WHAT TO PRODUCE: Find the lines below that contain the string "this". Copy each one.
━━━━━━━━━━━━━━━━━━━━━━━━━━━━━━
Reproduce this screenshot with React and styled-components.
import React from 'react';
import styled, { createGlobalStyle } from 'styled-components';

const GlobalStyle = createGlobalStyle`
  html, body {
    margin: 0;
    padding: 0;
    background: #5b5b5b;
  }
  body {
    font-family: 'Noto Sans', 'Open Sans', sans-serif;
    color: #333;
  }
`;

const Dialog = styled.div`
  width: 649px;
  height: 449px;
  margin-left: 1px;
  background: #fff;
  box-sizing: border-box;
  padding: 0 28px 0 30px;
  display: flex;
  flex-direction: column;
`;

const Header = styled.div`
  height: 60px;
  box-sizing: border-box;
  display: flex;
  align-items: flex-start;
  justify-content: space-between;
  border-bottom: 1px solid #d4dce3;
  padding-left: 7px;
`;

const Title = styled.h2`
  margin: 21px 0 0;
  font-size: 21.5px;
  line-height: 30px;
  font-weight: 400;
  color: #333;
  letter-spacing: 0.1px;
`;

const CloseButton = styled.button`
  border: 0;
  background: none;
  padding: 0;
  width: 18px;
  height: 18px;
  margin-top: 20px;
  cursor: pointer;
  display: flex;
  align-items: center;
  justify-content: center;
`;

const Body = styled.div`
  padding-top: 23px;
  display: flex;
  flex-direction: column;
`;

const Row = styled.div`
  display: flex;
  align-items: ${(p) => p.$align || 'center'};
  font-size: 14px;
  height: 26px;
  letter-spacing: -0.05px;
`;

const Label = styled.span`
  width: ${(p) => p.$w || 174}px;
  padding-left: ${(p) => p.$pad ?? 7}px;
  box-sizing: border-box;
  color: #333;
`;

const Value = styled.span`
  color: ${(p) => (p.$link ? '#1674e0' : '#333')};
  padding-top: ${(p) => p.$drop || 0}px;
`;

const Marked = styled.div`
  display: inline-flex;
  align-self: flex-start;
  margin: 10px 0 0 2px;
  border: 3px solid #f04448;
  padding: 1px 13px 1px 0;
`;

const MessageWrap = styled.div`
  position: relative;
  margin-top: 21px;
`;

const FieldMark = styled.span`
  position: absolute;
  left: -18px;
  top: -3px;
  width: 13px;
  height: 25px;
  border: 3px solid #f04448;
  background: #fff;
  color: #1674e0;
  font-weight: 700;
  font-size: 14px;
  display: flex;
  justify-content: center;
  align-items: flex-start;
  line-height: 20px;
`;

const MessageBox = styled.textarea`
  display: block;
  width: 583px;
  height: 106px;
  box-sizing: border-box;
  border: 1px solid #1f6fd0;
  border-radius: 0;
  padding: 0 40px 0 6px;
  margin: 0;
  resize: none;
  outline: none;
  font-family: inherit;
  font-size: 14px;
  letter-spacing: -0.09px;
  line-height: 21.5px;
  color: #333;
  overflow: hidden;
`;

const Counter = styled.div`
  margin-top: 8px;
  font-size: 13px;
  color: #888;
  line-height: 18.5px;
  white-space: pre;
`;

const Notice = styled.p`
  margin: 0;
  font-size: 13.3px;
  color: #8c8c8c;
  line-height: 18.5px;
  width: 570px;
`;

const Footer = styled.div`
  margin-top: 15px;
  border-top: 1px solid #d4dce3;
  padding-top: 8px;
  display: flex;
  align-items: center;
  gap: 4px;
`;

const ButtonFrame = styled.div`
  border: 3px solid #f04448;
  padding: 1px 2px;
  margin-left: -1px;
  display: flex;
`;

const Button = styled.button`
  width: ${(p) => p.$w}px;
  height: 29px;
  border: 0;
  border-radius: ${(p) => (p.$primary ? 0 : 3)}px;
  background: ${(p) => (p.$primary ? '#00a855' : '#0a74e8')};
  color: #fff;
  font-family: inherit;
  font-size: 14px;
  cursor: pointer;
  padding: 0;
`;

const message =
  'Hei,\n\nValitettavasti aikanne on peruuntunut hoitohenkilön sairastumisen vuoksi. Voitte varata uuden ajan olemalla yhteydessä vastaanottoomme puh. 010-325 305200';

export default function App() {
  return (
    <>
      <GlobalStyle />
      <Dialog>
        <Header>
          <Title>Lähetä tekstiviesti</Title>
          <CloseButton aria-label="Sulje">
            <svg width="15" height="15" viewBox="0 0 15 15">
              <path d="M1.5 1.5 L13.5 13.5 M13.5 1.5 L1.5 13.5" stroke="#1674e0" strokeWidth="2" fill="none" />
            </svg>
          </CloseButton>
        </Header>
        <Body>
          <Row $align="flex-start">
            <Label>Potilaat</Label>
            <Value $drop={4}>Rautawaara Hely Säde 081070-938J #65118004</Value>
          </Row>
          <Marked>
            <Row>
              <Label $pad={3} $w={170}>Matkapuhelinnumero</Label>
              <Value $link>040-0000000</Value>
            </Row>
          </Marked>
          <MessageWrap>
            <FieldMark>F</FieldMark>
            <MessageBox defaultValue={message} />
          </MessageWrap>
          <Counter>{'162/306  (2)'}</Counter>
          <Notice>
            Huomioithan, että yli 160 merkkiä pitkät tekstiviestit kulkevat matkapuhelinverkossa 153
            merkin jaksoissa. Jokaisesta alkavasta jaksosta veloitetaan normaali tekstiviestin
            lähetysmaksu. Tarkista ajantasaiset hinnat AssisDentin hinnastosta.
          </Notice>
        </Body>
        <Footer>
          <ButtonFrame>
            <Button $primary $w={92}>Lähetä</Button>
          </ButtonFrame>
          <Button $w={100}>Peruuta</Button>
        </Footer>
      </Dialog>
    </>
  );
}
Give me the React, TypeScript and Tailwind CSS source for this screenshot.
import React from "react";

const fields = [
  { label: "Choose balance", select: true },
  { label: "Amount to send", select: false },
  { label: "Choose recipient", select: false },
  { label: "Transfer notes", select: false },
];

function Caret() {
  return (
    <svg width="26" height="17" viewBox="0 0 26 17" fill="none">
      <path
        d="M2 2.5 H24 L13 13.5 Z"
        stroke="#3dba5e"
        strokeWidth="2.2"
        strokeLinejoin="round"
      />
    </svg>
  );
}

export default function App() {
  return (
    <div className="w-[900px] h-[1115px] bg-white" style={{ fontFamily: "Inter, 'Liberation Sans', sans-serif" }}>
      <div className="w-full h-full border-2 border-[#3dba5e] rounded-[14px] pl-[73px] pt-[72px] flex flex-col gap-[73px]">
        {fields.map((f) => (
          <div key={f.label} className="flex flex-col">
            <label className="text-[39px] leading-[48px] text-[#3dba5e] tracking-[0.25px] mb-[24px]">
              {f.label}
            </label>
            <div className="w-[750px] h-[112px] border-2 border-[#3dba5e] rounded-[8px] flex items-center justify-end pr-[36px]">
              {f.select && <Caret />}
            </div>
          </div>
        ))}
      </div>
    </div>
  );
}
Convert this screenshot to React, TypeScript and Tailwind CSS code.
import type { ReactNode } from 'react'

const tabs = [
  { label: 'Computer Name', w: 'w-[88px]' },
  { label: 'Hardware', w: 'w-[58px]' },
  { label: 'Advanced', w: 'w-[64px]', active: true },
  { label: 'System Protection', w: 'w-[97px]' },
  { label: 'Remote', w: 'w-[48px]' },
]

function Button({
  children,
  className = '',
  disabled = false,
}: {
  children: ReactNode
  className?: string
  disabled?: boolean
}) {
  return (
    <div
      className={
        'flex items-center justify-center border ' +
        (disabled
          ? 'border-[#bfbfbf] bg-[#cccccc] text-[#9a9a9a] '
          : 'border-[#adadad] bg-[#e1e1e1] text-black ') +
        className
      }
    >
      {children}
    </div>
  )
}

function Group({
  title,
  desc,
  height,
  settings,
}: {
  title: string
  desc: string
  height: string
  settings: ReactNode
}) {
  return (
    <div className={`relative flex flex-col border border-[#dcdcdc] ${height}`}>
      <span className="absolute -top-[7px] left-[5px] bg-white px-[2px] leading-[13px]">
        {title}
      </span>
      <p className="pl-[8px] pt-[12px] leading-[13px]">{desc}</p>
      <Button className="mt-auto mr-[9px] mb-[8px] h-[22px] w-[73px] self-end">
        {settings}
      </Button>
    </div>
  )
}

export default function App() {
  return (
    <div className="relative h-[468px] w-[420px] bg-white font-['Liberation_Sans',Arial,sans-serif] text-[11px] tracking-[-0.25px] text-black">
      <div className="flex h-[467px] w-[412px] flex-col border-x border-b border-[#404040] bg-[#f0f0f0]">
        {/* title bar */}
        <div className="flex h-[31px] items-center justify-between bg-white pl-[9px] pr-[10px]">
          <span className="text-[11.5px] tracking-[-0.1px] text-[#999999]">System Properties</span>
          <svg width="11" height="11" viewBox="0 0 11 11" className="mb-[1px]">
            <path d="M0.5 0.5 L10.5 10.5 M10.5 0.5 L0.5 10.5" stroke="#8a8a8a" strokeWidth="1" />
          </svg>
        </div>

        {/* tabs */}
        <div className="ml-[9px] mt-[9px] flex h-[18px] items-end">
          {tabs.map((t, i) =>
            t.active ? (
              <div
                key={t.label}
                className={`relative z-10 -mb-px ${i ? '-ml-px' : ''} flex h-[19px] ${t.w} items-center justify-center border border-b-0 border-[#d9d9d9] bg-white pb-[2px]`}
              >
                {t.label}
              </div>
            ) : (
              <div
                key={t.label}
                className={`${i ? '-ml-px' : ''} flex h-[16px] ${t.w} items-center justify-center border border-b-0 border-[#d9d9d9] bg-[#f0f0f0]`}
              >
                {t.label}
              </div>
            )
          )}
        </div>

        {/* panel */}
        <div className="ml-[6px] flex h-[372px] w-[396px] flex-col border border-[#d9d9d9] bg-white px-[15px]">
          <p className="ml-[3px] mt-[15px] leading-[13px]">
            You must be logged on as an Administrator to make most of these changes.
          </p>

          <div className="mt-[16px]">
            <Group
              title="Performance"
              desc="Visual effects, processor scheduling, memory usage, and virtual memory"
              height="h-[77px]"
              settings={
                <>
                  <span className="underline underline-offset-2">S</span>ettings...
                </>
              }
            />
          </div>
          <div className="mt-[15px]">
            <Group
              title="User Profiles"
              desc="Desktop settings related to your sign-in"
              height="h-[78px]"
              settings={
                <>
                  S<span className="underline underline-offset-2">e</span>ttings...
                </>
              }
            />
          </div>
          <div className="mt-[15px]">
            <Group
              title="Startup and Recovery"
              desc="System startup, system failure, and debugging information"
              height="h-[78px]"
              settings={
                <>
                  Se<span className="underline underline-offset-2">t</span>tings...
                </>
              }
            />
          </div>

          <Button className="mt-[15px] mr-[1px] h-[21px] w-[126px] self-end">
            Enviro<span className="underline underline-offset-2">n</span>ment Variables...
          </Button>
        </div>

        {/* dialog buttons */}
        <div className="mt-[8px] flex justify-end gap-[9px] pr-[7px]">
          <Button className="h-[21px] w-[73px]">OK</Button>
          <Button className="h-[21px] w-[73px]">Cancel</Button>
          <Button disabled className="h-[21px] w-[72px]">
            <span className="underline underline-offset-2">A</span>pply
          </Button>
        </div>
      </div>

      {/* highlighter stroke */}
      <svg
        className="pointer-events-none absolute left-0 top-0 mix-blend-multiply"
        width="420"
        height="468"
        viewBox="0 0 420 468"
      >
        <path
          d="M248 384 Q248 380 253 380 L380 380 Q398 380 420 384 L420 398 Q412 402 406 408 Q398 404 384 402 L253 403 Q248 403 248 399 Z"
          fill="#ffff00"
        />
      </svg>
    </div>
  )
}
━━━━━━━━━━━━━━━━━━━━━━━━━━━━━━
WRITTEN RESPONSE:
Reproduce this screenshot with React and styled-components.
Give me the React, TypeScript and Tailwind CSS source for this screenshot.
Convert this screenshot to React, TypeScript and Tailwind CSS code.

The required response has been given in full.